Nonetheless, Clooney’s decision to contact the White House (in the form of a text message, one of the people said) underscores the problems that Israel’s actions have caused for Biden as he tries to reconcile his support for a stalwart ally with his own misgivings and increased pressure from the disillusioned American left.

To illustrate that dilemma: Clooney is scheduled to appear at a high-dollar June 15 fundraiser for Biden in Los Angeles, with former Presidents Barack Obama and Bill Clinton in attendance.

Simon Halls, a spokesperson for the actor, declined to comment about Clooney’s interaction with Ricchetti but said his client “has every intention of attending the fundraiser.”

A White House spokesperson had no comment on Clooney’s complaint, which was reported earlier by The Washington Post.

The United States and Israel are not members of the International Criminal Court, which is in The Hague, Netherlands. After the court’s chief prosecutor announced that he would seek the warrants on May 20, Biden sharply criticized the decision, saying “there is no equivalence — none — between Israel and Hamas.”

In a statement posted on her family foundation’s website, Amal Clooney said she had worked with the court’s prosecutors for four months “evaluating evidence of suspected war crimes and crimes against humanity” in Israel and Gaza.

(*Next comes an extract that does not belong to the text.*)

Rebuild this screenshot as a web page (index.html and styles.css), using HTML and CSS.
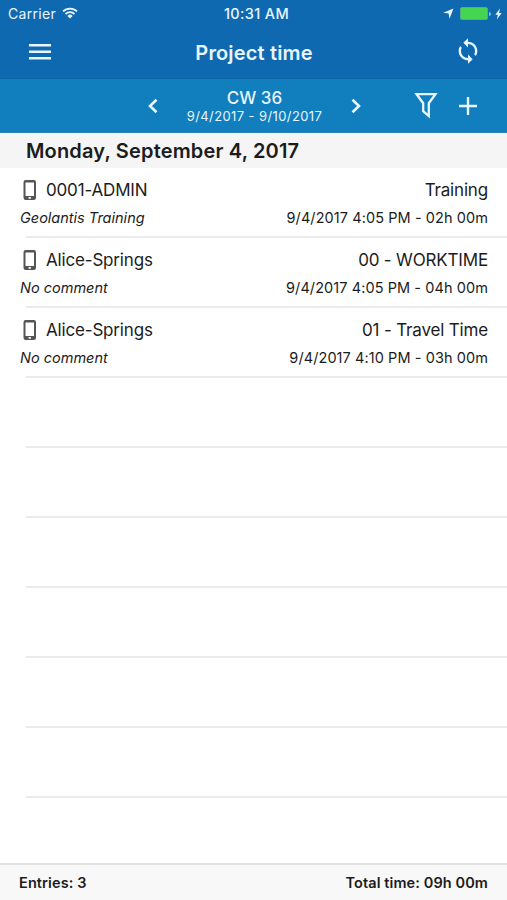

Clooney, a Lebanon-born lawyer, worked as an investigator on the International Criminal Tribunal for the former Yugoslavia and prosecuted members of Hezbollah accused of assassinating Lebanon’s prime minister in 2005.

Last month, she co-signed an op-ed with other members of an ICC advisory panel arguing that their investigation had found “reasonable grounds to believe” that Prime Minister Benjamin Netanyahu of Israel and Israel’s defense minister, Yoav Gallant, “have committed war crimes and crimes against humanity.”

Their report found sufficient evidence to charge the Israeli leaders with the war crime of “intentionally using starvation of civilians as a method of warfare and the murder and persecution of Palestinians as crimes against humanity.”

The House voted mostly along party lines Tuesday to impose sweeping sanctions on the ICC by forcing Biden to restrict entry into the United States, revoke visas and impose financial restrictions on anyone at the court involved in trying to investigate, arrest, detain or prosecute “protected persons,” or allies of the United States. It would also target anyone who provides “financial, material or technological support” to those efforts.

Biden’s advisers said he “strongly opposed” the measure because it would impose sanctions on such a broad swath of officials, including court staff members and any witnesses involved in a potential case.

But it reflected cracks in the Democratic coalition, and broad bipartisan anger at the ICC, with 42 Democrats crossing party lines to support the Republican-backed measure.